Marking a distinct presence in downtown Manhattan, Peter Coffin‘s thirteen works of ‘Untitled (Sculpture Silhouettes)’ are discreet in their inconspicuous installation in City Hall Park. The black metal cut-outs of iconic sculptures swing in and out of vision at one inch thick. This allows for bizarre perspectives through trees and over shrubbery, resulting in an animated reappraisal of the originals.

Coffin’s silhouettes range from Michelangelo’s ‘David’ to Rodin’s ‘The Thinker’ to Louise Bourgeois’ ‘Untitled (With Hand)’ and Sol LeWitt’s ‘Incomplete Open Cubes’. These seminal works are humorously reinvented with their stripped contours and new dimensions. For both viewers bringing knowledge of the history of Western art to the pieces as well as those with less awareness of the background, Coffin’s sculptures strike as bizarre and inventive. It is difficult to imagine where else a 13th century Easter Island statue could be mistaken for the profile of a curvy female figure or Picasso’s ‘She Goat’ for a jaunty Disney hero.

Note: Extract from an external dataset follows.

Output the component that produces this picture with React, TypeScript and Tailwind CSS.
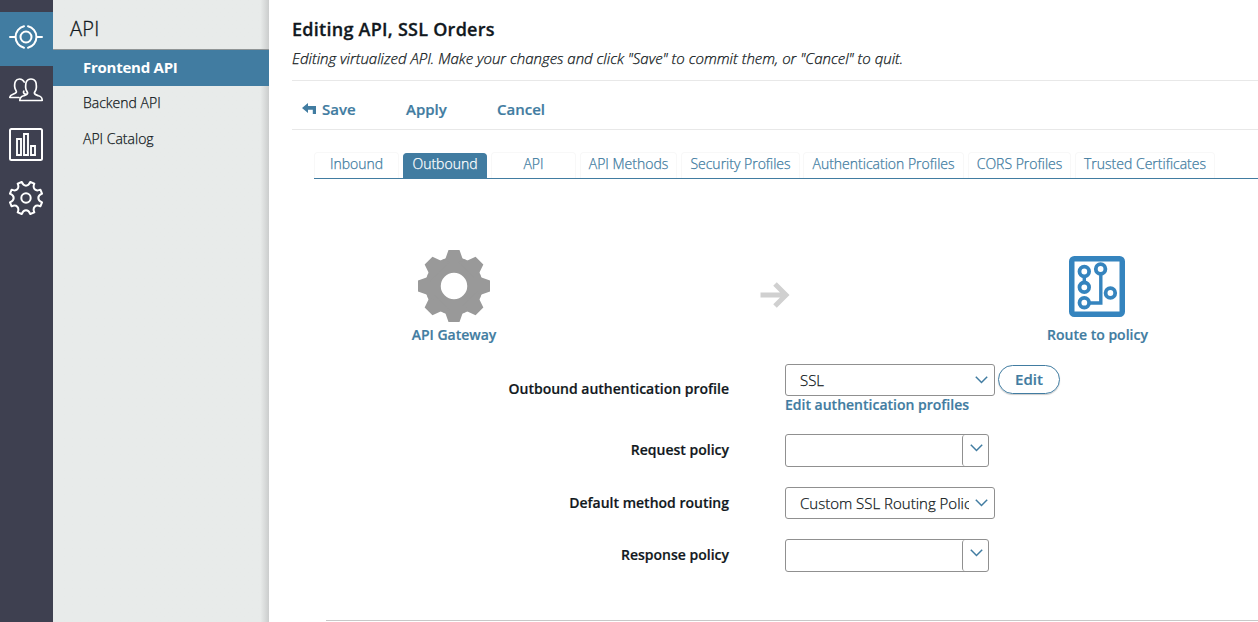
import React from "react";

const BLUE = "#417ca1";

function TargetIcon() {
  return (
    <svg width="34" height="24" viewBox="0 0 34 24" fill="none" stroke="#fff" strokeWidth="2" strokeLinecap="round">
      <circle cx="17" cy="12" r="5.500" />
      <path d="M19 1.300a11 11 0 0 1 0 21.400M15 22.700a11 11 0 0 1 0-21.400M1 12h5M28 12h5" />
    </svg>
  );
}

function UsersIcon() {
  return (
    <svg width="34" height="24" viewBox="0 0 34 24" fill="none" stroke="#fff" strokeWidth="1.7" strokeLinejoin="round" strokeLinecap="round">
      <path d="M10.8 22.500c0-3.200 1.200-4 3.800-4.700 2.600-.9 4-1.300 4-2.800 0-1.200-1.700-2.200-1.900-5C16.300 4.500 17.500 1 22 1s5.700 3.500 5.300 9c-.2 2.800-1.900 3.800-1.900 5 0 1.500 1.400 1.900 4 2.800 2.600.8 3.800 1.500 3.800 4.700z" />
      <path d="M15.200 4C14.300 2 12.700 1 10.500 1 6.500 1 5.300 4.500 5.700 8.800c.2 2.700 1.700 3.700 1.700 5 0 1.200-1.400 1.700-3.400 2.400-2.200.8-3.200 1.200-3.200 3.300h9.200M14.800 13.200c-.9 1.900.5 2.600 1.700 3.100" />
    </svg>
  );
}

function ChartIcon() {
  return (
    <svg width="34" height="33" viewBox="0 0 34 33" fill="none" stroke="#fff" strokeWidth="2">
      <rect x="1" y="1" width="32" height="31" rx="1.500" />
      <path strokeWidth="1.900" d="M8 11h4v16H8zM15 6h4v21h-4zM22 18h4v9h-4z" />
    </svg>
  );
}

function polar(radius: number, degrees: number) {
  const t = (degrees * Math.PI) / 180;
  return `${(17 + radius * Math.cos(t)).toFixed(2)} ${(17 + radius * Math.sin(t)).toFixed(2)}`;
}

function cogOutline() {
  let d = `M${polar(16.6, 15)}`;
  for (let i = 0; i < 8; i++) {
    const a = 22.5 + i * 45;
    d += `L${polar(16.6, a + 7.5)}C${polar(11.3, a + 11)} ${polar(11.3, a + 34)} ${polar(16.6, a + 37.5)}`;
  }
  return d + "Z";
}

function SettingsIcon() {
  return (
    <svg width="34" height="34" viewBox="0 0 34 34" fill="none" stroke="#fff" strokeWidth="2" strokeLinejoin="round">
      <circle cx="17" cy="17" r="4.700" />
      <path d={cogOutline()} />
    </svg>
  );
}

function GatewayIcon() {
  const teeth = [0, 45, 90, 135, 180, 225, 270, 315];
  return (
    <svg width="72" height="72" viewBox="0 0 72 72">
      <circle cx="36" cy="36" r="21" fill="none" stroke="#999" strokeWidth="15.500" />
      {teeth.map((a) => (
        <path key={a} d="M30.500 0h11l3 8.500L50 16H22l5.500-7.500z" fill="#999" transform={`rotate(${a} 36 36)`} />
      ))}
    </svg>
  );
}

function PolicyIcon() {
  return (
    <svg width="56" height="61" viewBox="0 0 56 61" fill="none" stroke="#3584be">
      <rect x="2.750" y="2.750" width="50.500" height="55.500" rx="2.500" strokeWidth="5.500" />
      <g strokeWidth="3.800">
        <circle cx="15.300" cy="15.500" r="4.800" />
        <circle cx="15.300" cy="31.300" r="4.800" />
        <circle cx="15.300" cy="46.700" r="4.800" />
        <circle cx="31.600" cy="13" r="4.800" />
        <circle cx="41.400" cy="37" r="4.800" />
      </g>
      <path strokeWidth="3.400" d="M15.300 20v7.500M20 47h11.800V18" />
    </svg>
  );
}

function Chevron() {
  return (
    <svg className="shrink-0" width="13" height="8" viewBox="0 0 13 8" fill="none" stroke={BLUE} strokeWidth="1.500">
      <path d="M.8.8 6.500 6.500 12.200.8" />
    </svg>
  );
}

function Select({ value }: { value: string }) {
  return (
    <div className="flex h-8 w-[210px] items-center rounded-[3px] border border-[#909090] bg-white pr-[6px] pl-[14px] text-[15px] font-light [-webkit-text-stroke:0.25px]">
      <span className="w-[169px] overflow-hidden whitespace-nowrap">{value}</span>
      <span className="ml-auto"><Chevron /></span>
    </div>
  );
}

function Combo() {
  return (
    <div className="flex h-[33px] w-[204px] rounded-[3px] border border-[#909090] bg-white">
      <div className="flex-1" />
      <div className="flex w-[26px] justify-end rounded-[3px] border-l border-[#909090] pt-[9px] pr-[5px]"><Chevron /></div>
    </div>
  );
}

function Label({ children }: { children: string }) {
  return <div className="w-[460px] text-right text-[14px] leading-5 font-semibold [-webkit-text-stroke:0.2px]">{children}</div>;
}

const tabs = [
  { name: "Inbound", box: "ml-0 w-[85px]" },
  { name: "Outbound", box: "ml-[4px] w-[84px]" },
  { name: "API", box: "ml-[4px] w-[85px]" },
  { name: "API Methods", box: "ml-[4px] w-[97px]" },
  { name: "Security Profiles", box: "ml-[4px] w-[119px]" },
  { name: "Authentication Profiles", box: "ml-[3px] w-[161px]" },
  { name: "CORS Profiles", box: "ml-[4px] w-[103px]" },
  { name: "Trusted Certificates", box: "ml-[4px] w-[140px]" },
];

export default function App() {
  return (
    <div className="flex h-[622px] w-[1258px] overflow-hidden bg-white font-['Open_Sans','Liberation_Sans',sans-serif] text-[#111820]">
      <nav className="flex w-[53px] shrink-0 flex-col items-center bg-[#3e4050] pt-3 pr-px">
        <div className="-mr-px flex h-[54px] w-[53px] items-center justify-center bg-[#417ca1] pr-px pb-1"><TargetIcon /></div>
        <div className="mt-[12px] h-6"><UsersIcon /></div>
        <div className="mt-[26px] h-[33px]"><ChartIcon /></div>
        <div className="mt-[20px]"><SettingsIcon /></div>
      </nav>

      <aside className="w-[216px] shrink-0 bg-gradient-to-r from-[#e8ebea] from-96% to-[#cbcdcd] text-[14px]">
        <div className="flex h-[50px] items-center border-b border-[#909596] pt-[9px] pl-[17px] text-[20px] font-light tracking-[0.3px] [-webkit-text-stroke:0.3px]">API</div>
        <div className="flex h-9 items-center bg-[#417ca1] pb-[2px] pl-[30px] text-[15px] font-bold tracking-[-0.25px] text-white">Frontend API</div>
        <div className="flex h-9 items-center pb-[4px] pl-[30px] font-light [-webkit-text-stroke:0.25px]">Backend API</div>
        <div className="flex h-9 items-center pb-[4px] pl-[30px] font-light [-webkit-text-stroke:0.25px]">API Catalog</div>
      </aside>

      <main className="flex min-w-0 flex-1 flex-col">
        <header className="ml-[23px] h-[81px] border-b border-[#e8e8e8] pt-[16px]">
          <h1 className="text-[18px] leading-[26px] font-semibold tracking-[0.26px] [-webkit-text-stroke:0.3px]">Editing API, SSL Orders</h1>
          <p className="mt-[5px] text-[15px] leading-[22px] font-light whitespace-nowrap italic [-webkit-text-stroke:0.25px]">Editing virtualized API. Make your changes and click "Save" to commit them, or "Cancel" to quit.</p>
        </header>
        <div className="ml-[23px] flex h-[49px] items-center border-b border-[#e8e8e8] pt-[8px] pl-[10px] text-[15px] font-semibold text-[#417ca1] [-webkit-text-stroke:0.2px]">
          <svg className="-mt-px" width="14" height="11" viewBox="0 0 14 11" fill={BLUE}><path d="M0 5 6 0v3h8v8h-3.200V6.700H6V10z" /></svg>
          <span className="ml-[6px] w-[84px]">Save</span>
          <span className="w-[91px]">Apply</span>
          <span>Cancel</span>
        </div>
        <div className="mt-[22px] ml-[45px] flex h-[27px] shrink-0 border-b border-[#417ca1] text-[14px] font-light [-webkit-text-stroke:0.25px]">
          {tabs.map((t) => (
            <div
              key={t.name}
              className={
                "flex shrink-0 justify-center rounded-t-[4px] border border-b-0 whitespace-nowrap " + t.box +
                (t.name === "Outbound" ? " mt-px border-[#417ca1] bg-[#417ca1] leading-[20px] text-white" : " border-[#f8f8f8] leading-[22px] text-[#417ca1]")
              }
            >
              {t.name}
            </div>
          ))}
        </div>

        <section className="mt-[71px] flex h-[96px] shrink-0 text-[14px] leading-5 font-semibold text-[#417ca1] [-webkit-text-stroke:0.2px]">
          <div className="ml-[125px] flex w-[120px] flex-col items-center">
            <GatewayIcon />
            <span className="mt-[3px]">API Gateway</span>
          </div>
          <svg className="mt-[32px] ml-[246px]" width="30" height="26" viewBox="0 0 30 26" fill="none" stroke="#d0d0d0" strokeWidth="5">
            <path d="M.5 13H26M15 2l11 11-11 11" />
          </svg>
          <div className="ml-[247px] flex w-[120px] flex-col items-center pt-[6px]">
            <PolicyIcon />
            <span className="mt-[8px] ml-px whitespace-nowrap">Route to policy</span>
          </div>
        </section>

        <section className="mt-[18px]">
          <div className="flex h-[70px]">
            <div className="pt-[15px]"><Label>Outbound authentication profile</Label></div>
            <div className="ml-[56px]">
              <div className="flex gap-[3px]">
                <Select value="SSL" />
                <button className="mt-px h-[29px] w-[62px] rounded-full border border-[#417ca1] pb-px text-[15px] font-semibold text-[#417ca1] shadow-[0_1px_1px_#ccc] [-webkit-text-stroke:0.2px]">Edit</button>
              </div>
              <div className="text-[14px] leading-[18px] font-semibold text-[#417ca1] [-webkit-text-stroke:0.2px]">Edit authentication profiles</div>
            </div>
          </div>
          <div className="flex h-[53px]">
            <div className="pt-[6px]"><Label>Request policy</Label></div>
            <div className="ml-[56px]"><Combo /></div>
          </div>
          <div className="flex h-[52px]">
            <div className="pt-[6px]"><Label>Default method routing</Label></div>
            <div className="ml-[56px]"><Select value="Custom SSL Routing Policy" /></div>
          </div>
          <div className="flex h-[81px]">
            <div className="pt-[6px]"><Label>Response policy</Label></div>
            <div className="ml-[56px]"><Combo /></div>
          </div>
          <div className="ml-[57px] border-t border-[#c8c8c8]" />
        </section>
      </main>
    </div>
  );
}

Coffin jolts us into joining him in a parody of the art historical canon. The artist rewards the activity of looking anew as opposed to seeing these distinctive sculptures in their preordained lineage. Coffin adheres to the Public Art Fund‘s promotion of a public encounter with artworks by catering for his audience as a whole, denying the necessity for any prior knowledge of art history for an aesthetic appreciation of his sculptures.